A tipster who spotted a bulletin-board flyer advertising two guns for sale last April led Bozeman police to charge a 20-year-old Maryland man with the burglary of a local sporting goods store.
And last week, Connor Hayden Kraegel, a former Montana State University student, pleaded guilty in federal court to the February 2009 burglary of Bob Ward & Sons Sporting Goods, according to a statement released by the U.S. Attorney's Office.
"This whole case was solved on a tip from a citizen," Bozeman detective Cory Klumb said Wednesday. "Without it, we wouldn't have had a clue."

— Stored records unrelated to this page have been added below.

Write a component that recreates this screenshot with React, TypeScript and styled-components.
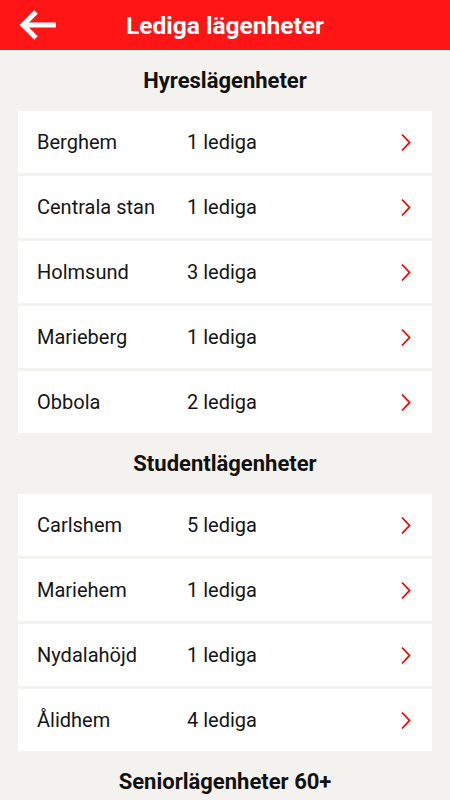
import React from 'react';
import styled, { createGlobalStyle } from 'styled-components';

const GlobalStyle = createGlobalStyle`
  html, body {
    margin: 0;
    padding: 0;
    background: #f3f2ee;
    font-family: Roboto, "Noto Sans", sans-serif;
  }
`;

const Screen = styled.div`
  width: 450px;
  height: 800px;
  overflow: hidden;
  background: #f3f2ee;
`;

const TopBar = styled.header`
  height: 50px;
  background: #ff1515;
  display: flex;
  align-items: center;
  justify-content: center;
  position: relative;
`;

const BackButton = styled.button`
  position: absolute;
  left: 16px;
  top: 7px;
  width: 44px;
  height: 36px;
  border: none;
  background: none;
  padding: 0;
  display: flex;
  align-items: center;
  justify-content: center;
  cursor: pointer;
`;

const TopTitle = styled.h1`
  margin: 0;
  color: #fff;
  font-size: 24.5px;
  font-weight: 700;
`;

const SectionTitle = styled.h2`
  margin: 0;
  height: 61px;
  line-height: 61px;
  text-align: center;
  font-size: 22px;
  font-weight: 700;
  color: #111;
`;

const Card = styled.ul`
  list-style: none;
  margin: 0 18px;
  padding: 0;
  display: flex;
  flex-direction: column;
  gap: 3px;
`;

const Row = styled.li`
  height: 62px;
  background: #fff;
  display: flex;
  align-items: center;
  padding: 0 20px 0 19px;
  font-size: 20px;
  color: #151515;
`;

const Area = styled.span`
  width: 150px;
`;

const Count = styled.span`
  flex: 1;
`;

const Chevron = () => (
  <svg width="12" height="19" viewBox="0 0 12 19">
    <path d="M2 1.5 L9.5 9.5 L2 17.5" fill="none" stroke="#ff0000" strokeWidth="1.8" />
  </svg>
);

const BackArrow = () => (
  <svg width="40" height="32" viewBox="0 0 40 32">
    <path d="M38 16 H5 M18 3 L5 16 L18 29" fill="none" stroke="#fff" strokeWidth="5" strokeLinejoin="miter" />
  </svg>
);

interface Section {
  title: string;
  items: { area: string; count: number }[];
}

const sections: Section[] = [
  {
    title: 'Hyreslägenheter',
    items: [
      { area: 'Berghem', count: 1 },
      { area: 'Centrala stan', count: 1 },
      { area: 'Holmsund', count: 3 },
      { area: 'Marieberg', count: 1 },
      { area: 'Obbola', count: 2 },
    ],
  },
  {
    title: 'Studentlägenheter',
    items: [
      { area: 'Carlshem', count: 5 },
      { area: 'Mariehem', count: 1 },
      { area: 'Nydalahöjd', count: 1 },
      { area: 'Ålidhem', count: 4 },
    ],
  },
  {
    title: 'Seniorlägenheter 60+',
    items: [],
  },
];

export default function App() {
  return (
    <Screen>
      <GlobalStyle />
      <TopBar>
        <BackButton aria-label="Tillbaka">
          <BackArrow />
        </BackButton>
        <TopTitle>Lediga lägenheter</TopTitle>
      </TopBar>
      {sections.map((section) => (
        <section key={section.title}>
          <SectionTitle>{section.title}</SectionTitle>
          {section.items.length > 0 && (
            <Card>
              {section.items.map((item) => (
                <Row key={item.area}>
                  <Area>{item.area}</Area>
                  <Count>{item.count} lediga</Count>
                  <Chevron />
                </Row>
              ))}
            </Card>
          )}
        </section>
      ))}
    </Screen>
  );
}
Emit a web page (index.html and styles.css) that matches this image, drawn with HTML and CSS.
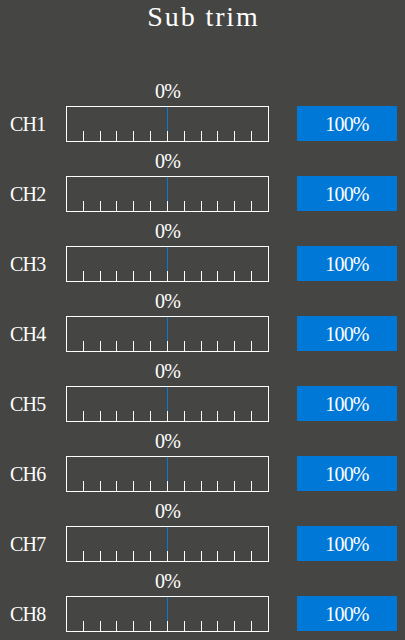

The tipster saw a flyer on a bulletin board at MSU advertising two guns for sale. Being a Bob Ward's employee, he was familiar with the case and with what firearms had been taken from the store in the early morning break-in.
So he called police.
"Those two guns led us to conduct an undercover buy," and ultimately to Kraegel's conviction, Klumb said.
Federal charging documents say that around 2 a.m. on Feb. 8, Kraegel "broke through a back door to the store and grabbed an armload of various firearms before walking out of the store." The firearms were valued at nearly $13,000.
He took 11 firearms, including a high-powered .308-caliber rifle, several .223-caliber rifles, several pistols and a 12-gauge shotgun, the document stated.
Most, if not all, of the firearms were recovered, Klumb said.
However, in the course of the investigation, police also found body armor.
When asked about the body armor, Kraegel admitted he had stolen it from Yellowstone National Park, along with a pair of night-vision goggles, YNP special agent Les Seago said Wednesday.
Kraegel worked as a volunteer and later a seasonal employee in the park in 2009. The body armor was taken from an employee cache, the special agent said.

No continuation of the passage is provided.